What is Calvin Klein? Everyone seems to have an idea in their head, but it’s ferociously hard to nail down on paper. For Raf Simons, Klein was a framework to talk about ideas of American identity, a cultural framework to explore Andy Warhol and horror movies and prairie barns filled with popcorn, as well as logo-ed underwear and snug denims. The creative directors before him cleaved Klein into two distinct halves: for Francisco Costa’s womenswear, cerebral minimalism; for Italo Zucchelli’s menswear, a throbbing masculine sexuality. Clean, versus dirty. Even Calvin Klein himself didn’t really know what Calvin Klein was, or maybe even who – switching between Studio 54 party boy and devoted husband and father, his early fashion sense was gleaned, largely, from Halston and Yves Saint Laurent. Even his famous jeans were inspired by those first created by Gloria Vanderbilt, licensed under her name. Sorry to prick the balloon of that myth.
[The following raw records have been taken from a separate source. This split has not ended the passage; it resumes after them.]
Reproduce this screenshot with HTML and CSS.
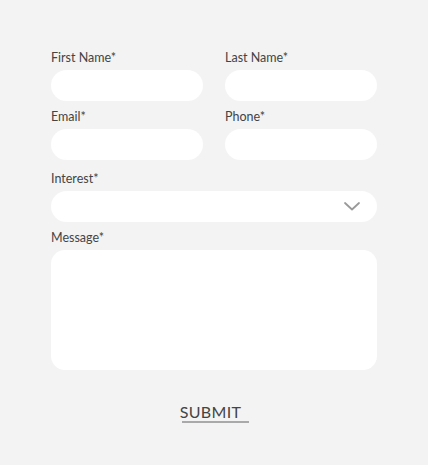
FILE: index.html
```
<!DOCTYPE html>
<html lang="en">
<head>
<meta charset="utf-8">
<title>Contact form</title>
<link rel="stylesheet" href="styles.css">
</head>
<body>
<form class="form">
  <div class="row">
    <div class="field">
      <label class="label">First Name*</label>
      <input class="input" type="text">
    </div>
    <div class="field">
      <label class="label">Last Name*</label>
      <input class="input" type="text">
    </div>
  </div>
  <div class="row">
    <div class="field">
      <label class="label">Email*</label>
      <input class="input" type="email">
    </div>
    <div class="field">
      <label class="label">Phone*</label>
      <input class="input" type="tel">
    </div>
  </div>
  <div class="field field-select">
    <label class="label">Interest*</label>
    <div class="select">
      <svg class="chevron" width="16" height="9" viewBox="0 0 16 9"><path d="M1 1 L8 7.5 L15 1" fill="none" stroke="#9a9a9a" stroke-width="1.8" stroke-linecap="round" stroke-linejoin="round"/></svg>
    </div>
  </div>
  <div class="field">
    <label class="label">Message*</label>
    <textarea class="textarea"></textarea>
  </div>
  <div class="actions">
    <button class="submit" type="button">SUBMIT</button>
  </div>
</form>
</body>
</html>
```
FILE: styles.css
```
html, body {
  margin: 0;
  padding: 0;
  background: #f3f3f3;
}
body {
  font-family: Lato, "Open Sans", sans-serif;
  color: #444;
}
.form {
  width: 326px;
  margin: 0 auto;
  padding-top: 46px;
  display: flex;
  flex-direction: column;
  gap: 4px;
}
.row {
  display: grid;
  grid-template-columns: 152px 152px;
  column-gap: 22px;
}
.field {
  display: flex;
  flex-direction: column;
}
.field-select {
  margin-top: 3px;
}
.label {
  font-size: 12.5px;
  line-height: 18px;
  height: 18px;
  padding-top: 3px;
  margin-bottom: 3px;
  color: #444;
}
.input, .select, .textarea {
  box-sizing: border-box;
  border: none;
  background: #fff;
  outline: none;
  margin: 0;
  font: inherit;
}
.input {
  height: 31px;
  border-radius: 16px;
  width: 100%;
}
.select {
  height: 31px;
  border-radius: 16px;
  display: flex;
  align-items: center;
  justify-content: flex-end;
  padding-right: 17px;
}
.chevron {
  display: block;
}
.textarea {
  height: 120px;
  border-radius: 14px;
  resize: none;
  display: block;
  width: 100%;
}
.actions {
  display: flex;
  justify-content: center;
  margin-top: 28px;
}
.submit {
  position: relative;
  background: none;
  border: none;
  padding: 0 8px 1px 0;
  margin-left: 1px;
  font-family: Lato, "Open Sans", sans-serif;
  font-size: 16px;
  line-height: 20px;
  color: #444;
  letter-spacing: 0.3px;
  cursor: pointer;
}
.submit::after {
  content: "";
  position: absolute;
  left: 2px;
  right: 0;
  bottom: 0;
  height: 2px;
  background: #a9a9a9;
}
```
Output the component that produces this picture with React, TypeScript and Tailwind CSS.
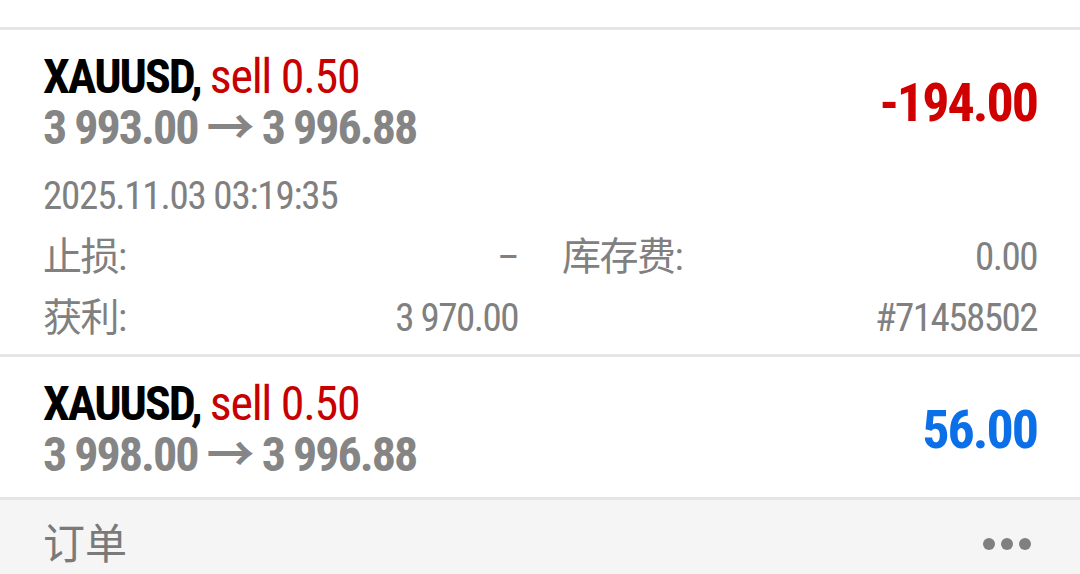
const font = { fontFamily: '"Roboto Condensed", "Noto Sans CJK SC", sans-serif' };

type Detail = { label?: string; value: string };

const Divider = () => <div className="h-[3px] bg-[#e6e6e6]" />;

const OrderHead = ({ price, profit, positive }: { price: string; profit: string; positive?: boolean }) => (
  <div className="flex items-center justify-between">
    <div className="text-[48px] leading-[51px] tracking-[-2px]">
      <div>
        <span className="font-bold text-black">XAUUSD,</span>{' '}
        <span className="tracking-[-1.3px] text-[#c80000]">sell 0.50</span>
      </div>
      <div className="font-bold text-[#858585]">{price}</div>
    </div>
    <div className={`text-[54px] font-bold tracking-[-2px] ${positive ? 'text-[#0b6fe8]' : 'text-[#d00000]'}`}>
      {profit}
    </div>
  </div>
);

const DetailCell = ({ label, value }: Detail) => (
  <div className="flex justify-between">
    <span>{label}</span>
    <span>{value}</span>
  </div>
);

export default function App() {
  const details: Detail[] = [
    { label: '止损:', value: '–' },
    { label: '库存费:', value: '0.00' },
    { label: '获利:', value: '3 970.00' },
    { value: '#71458502' },
  ];

  return (
    <div className="w-[1080px] h-[574px] overflow-hidden bg-white" style={font}>
      {/* previous order, scrolled off the top */}
      <div className="h-[27px] overflow-hidden px-[43px]">
        <div className="mt-[-42px] text-[48px] leading-[51px] tracking-[-2px] font-bold text-[#858585]">
          3 997.00 → 3 996.88
        </div>
      </div>
      <Divider />

      <div className="px-[43px] pt-[21px] pb-[5px]">
        <OrderHead price="3 993.00 → 3 996.88" profit="-194.00" />
        <div className="mt-[13px] text-[39px] leading-[61px] tracking-[-1.5px] text-[#808080]">
          <div className="tracking-[-1.2px]">2025.11.03 03:19:35</div>
          <div className="grid grid-cols-2 gap-x-[44px]">
            {details.map((d, i) => (
              <DetailCell key={i} {...d} />
            ))}
          </div>
        </div>
      </div>
      <Divider />

      <div className="px-[43px] pt-[21px] pb-[17px]">
        <OrderHead price="3 998.00 → 3 996.88" profit="56.00" positive />
      </div>
      <Divider />

      <div className="h-[74px] bg-[#f5f5f5] pl-[43px] pr-[49px] pt-[14px] flex items-center justify-between">
        <span className="text-[42px] text-[#7a7a7a]">订单</span>
        <div className="flex gap-[6px]">
          <span className="w-[12px] h-[12px] rounded-full bg-[#808080]" />
          <span className="w-[12px] h-[12px] rounded-full bg-[#808080]" />
          <span className="w-[12px] h-[12px] rounded-full bg-[#808080]" />
        </div>
      </div>
    </div>
  );
}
What I’m saying is, Calvin isn’t quite as simple to figure out as you may initially think. Veronica Leoni is finding her path through the minefield of Klein archetypes, the cold and the hot, the stripped back and the stripped off. Generally speaking, Leoni is interested in making clothes, rather than images, meaning she hasn’t really dealt with the infamous sexy side of the brand, the one that got the brand boycotted and even banned and made the name ‘Calvin’ synonymous with a bulging groin, generally several metres in girth and splayed across various New York billboards. “Mainstream perception is all about underwear,” Leoni said, backstage, after her Autumn/Winter 2026 collection. She almost sighed. What she means is: those images are indelible. The clothes? They’re not so remembered.
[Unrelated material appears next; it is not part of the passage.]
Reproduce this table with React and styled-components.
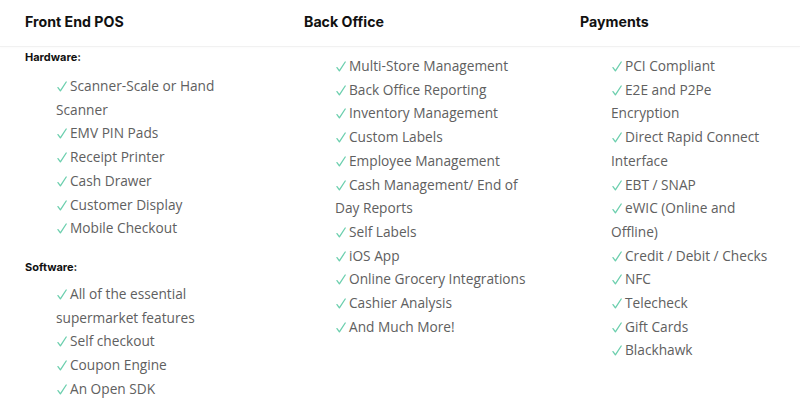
import React from 'react'
import styled, { createGlobalStyle } from 'styled-components'

const GlobalStyle = createGlobalStyle`
  html, body {
    margin: 0;
    padding: 0;
    background: #ffffff;
  }
`

const Page = styled.div`
  width: 800px;
  height: 408px;
  overflow: hidden;
  background: #ffffff;
  font-family: 'Open Sans', 'Liberation Sans', sans-serif;
`

const HeaderRow = styled.div`
  display: grid;
  grid-template-columns: 279px 276px 1fr;
  padding: 0 10px 0 25px;
  height: 46px;
  border-bottom: 1px solid #f1f1f1;
  box-shadow: 0 1px 2px rgba(0, 0, 0, 0.02);
`

const Heading = styled.h3`
  margin: 0;
  font-family: 'Inter', 'Liberation Sans', sans-serif;
  font-size: 14.2px;
  font-weight: 700;
  color: #111;
  line-height: 44px;
`

const Body = styled.div`
  display: grid;
  grid-template-columns: 279px 276px 1fr;
  padding: 0 10px 0 25px;
`

const Column = styled.div`
  padding-top: ${(p) => p.$top || 7}px;
`

const Label = styled.div`
  font-family: 'Inter', 'Liberation Sans', sans-serif;
  font-size: 11px;
  font-weight: 700;
  color: #111;
  line-height: 14px;
  margin: ${(p) => p.$margin};
`

const List = styled.ul`
  list-style: none;
  margin: 0;
  padding: 0 0 0 31px;
  width: ${(p) => p.$width}px;
`

const Item = styled.li`
  font-size: 13.7px;
  line-height: 23.7px;
  color: #606060;
`

const CheckIcon = styled.svg`
  width: 10px;
  height: 11px;
  margin: 0 3px 0 1px;
  vertical-align: -1px;
`

const Check = () => (
  <CheckIcon viewBox="0 0 10 11">
    <path d="M1 6.6 L3.4 9.8 L9.2 1" fill="none" stroke="#6ccfae" strokeWidth="1.3" strokeLinecap="round" strokeLinejoin="round" />
  </CheckIcon>
)

const hardware = [
  'Scanner-Scale or Hand Scanner',
  'EMV PIN Pads',
  'Receipt Printer',
  'Cash Drawer',
  'Customer Display',
  'Mobile Checkout',
]

const software = [
  'All of the essential supermarket features',
  'Self checkout',
  'Coupon Engine',
  'An Open SDK',
]

const backOffice = [
  'Multi-Store Management',
  'Back Office Reporting',
  'Inventory Management',
  'Custom Labels',
  'Employee Management',
  'Cash Management/ End of Day Reports',
  'Self Labels',
  'iOS App',
  'Online Grocery Integrations',
  'Cashier Analysis',
  'And Much More!',
]

const payments = [
  'PCI Compliant',
  'E2E and P2Pe Encryption',
  'Direct Rapid Connect Interface',
  'EBT / SNAP',
  'eWIC (Online and Offline)',
  'Credit / Debit / Checks',
  'NFC',
  'Telecheck',
  'Gift Cards',
  'Blackhawk',
]

const Features = ({ items, width }) => (
  <List $width={width}>
    {items.map((text) => (
      <Item key={text}>
        <Check />
        {text}
      </Item>
    ))}
  </List>
)

export default function App() {
  return (
    <Page>
      <GlobalStyle />
      <HeaderRow>
        <Heading>Front End POS</Heading>
        <Heading>Back Office</Heading>
        <Heading>Payments</Heading>
      </HeaderRow>
      <Body>
        <Column $top={3}>
          <Label $margin="0 0 10px">Hardware:</Label>
          <Features items={hardware} width={175} />
          <Label $margin="20px 0 8px">Software:</Label>
          <Features items={software} width={175} />
        </Column>
        <Column>
          <Features items={backOffice} width={200} />
        </Column>
        <Column>
          <Features items={payments} width={165} />
        </Column>
      </Body>
    </Page>
  )
}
“We cannot be without the underwear, we cannot be without the denim,” Leoni said. And both were present in this collection – the jeans based on a 1976 pair (designed before Klein launched his full licensed assault in 1977), the underwear worn as outerwear, long-johns under doubled-up trench coats. “The cult of the body” was a feeling that Leoni was interested in exploring – evident in those body pieces and a sequence of fitted tailoring with sleeves sheared off, revealing muscular arms. Maybe it says something about sex-starved catwalks of late that that simple gesture had a frisson of eroticism, as did tailoring ripped open in black and knotted back together with white cotton, like undergarments tantalisingly on show. Another black dress seemed to have slipped down to reveal fleshy underpinnings, a brassiere breast laid bare (ish).
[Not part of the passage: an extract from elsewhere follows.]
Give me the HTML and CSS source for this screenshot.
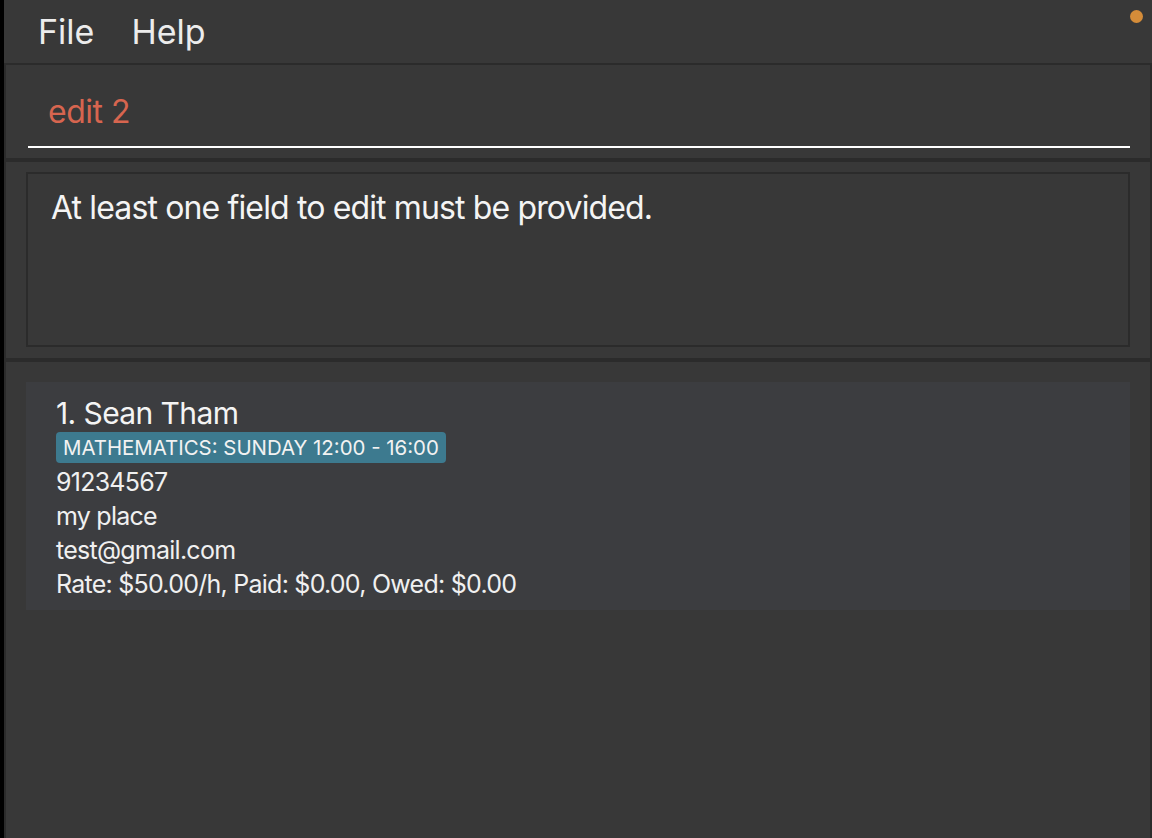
FILE: index.html
```html
<!DOCTYPE html>
<html>
<head>
<meta charset="utf-8">
<link rel="stylesheet" href="styles.css">
</head>
<body>
<div class="window">
  <div class="menubar">
    <span class="menu-item">File</span>
    <span class="menu-item">Help</span>
    <span class="status-dot"></span>
  </div>
  <div class="panes">
    <div class="command-pane">
      <div class="cmd-field">edit 2</div>
    </div>
    <div class="result-pane">
      <div class="result-box">At least one field to edit must be provided.</div>
    </div>
    <div class="list-pane">
      <div class="card">
        <div class="name">1. Sean Tham</div>
        <div class="tags"><span class="tag">MATHEMATICS: SUNDAY 12:00 - 16:00</span></div>
        <div class="detail">91234567</div>
        <div class="detail">my place</div>
        <div class="detail">test@gmail.com</div>
        <div class="detail">Rate: $50.00/h, Paid: $0.00, Owed: $0.00</div>
      </div>
    </div>
  </div>
</div>
</body>
</html>
```
FILE: styles.css
```css
html, body {
  margin: 0;
  padding: 0;
  background: #000;
}
body {
  width: 1152px;
  height: 838px;
  overflow: hidden;
  font-family: Inter, "Noto Sans", sans-serif;
  color: #f0f0f0;
}
.window {
  margin-left: 4px;
  height: 838px;
  display: flex;
  flex-direction: column;
  background: #383838;
}
.menubar {
  position: relative;
  height: 63px;
  border-bottom: 2px solid #2b2b2b;
  display: flex;
  align-items: center;
  padding-left: 34px;
  gap: 37px;
  font-size: 34px;
  letter-spacing: 0;
  line-height: 63px;
  color: #ececec;
}
.status-dot {
  position: absolute;
  right: 9px;
  top: 10px;
  width: 13px;
  height: 13px;
  border-radius: 50%;
  background: #d48c39;
}
.panes {
  flex: 1;
  display: flex;
  flex-direction: column;
  border-left: 2px solid #2b2b2b;
  border-right: 2px solid #2b2b2b;
}
.command-pane {
  box-sizing: border-box;
  padding: 27px 20px 10px 22px;
  border-bottom: 4px solid #2b2b2b;
  height: 97px;
}
.cmd-field {
  border-bottom: 2px solid #ffffff;
  padding: 0 0 14px 20px;
  font-size: 32px;
  line-height: 40px;
  letter-spacing: -0.015em;
  color: #d7654f;
}
.result-pane {
  height: 200px;
  box-sizing: border-box;
  padding: 10px 20px 11px 20px;
  border-bottom: 4px solid #2b2b2b;
}
.result-box {
  height: 175px;
  box-sizing: border-box;
  border: 2px solid #2b2b2b;
  padding: 14px 23px;
  font-size: 32px;
  line-height: 40px;
  letter-spacing: -0.027em;
  color: #f4f4f4;
}
.list-pane {
  flex: 1;
  padding: 20px 20px 0 20px;
}
.card {
  height: 228px;
  box-sizing: border-box;
  background: #3c3d40;
  padding: 13px 30px 0 30px;
}
.name {
  font-size: 30px;
  line-height: 36px;
  letter-spacing: -0.02em;
  color: #f4f4f4;
}
.tags {
  margin-top: 1px;
  margin-bottom: 2px;
  display: flex;
}
.tag {
  background: #3d7a8f;
  border-radius: 4px;
  height: 31px;
  box-sizing: border-box;
  padding: 1px 7px 0 7px;
  font-size: 20.4px;
  line-height: 30px;
  letter-spacing: 0;
  color: #f2f2f2;
}
.detail {
  font-size: 25px;
  line-height: 34px;
  letter-spacing: -0.03em;
  color: #f0f0f0;
}
```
Leoni wanted to get “straight to the point” with this collection – to abandon metaphors. But her style – literally, and philosophically – is layered and complex. The simplest pieces in this show were the ones that spoke the loudest – the jeans, the underwear, those sleeveless suits, a white tank-top, a black slip-dress glistening like wet tarmac with beads but entirely simple in silhouette. The other pieces – shearling-collared leather bombers, easy coats – could stay in the showroom to bulk out the commercial offering. Leoni has demonstrated that she can make Klein clothes, but what will be intriguing is to allow her to edit those down and really craft a Calvin image. Less means more.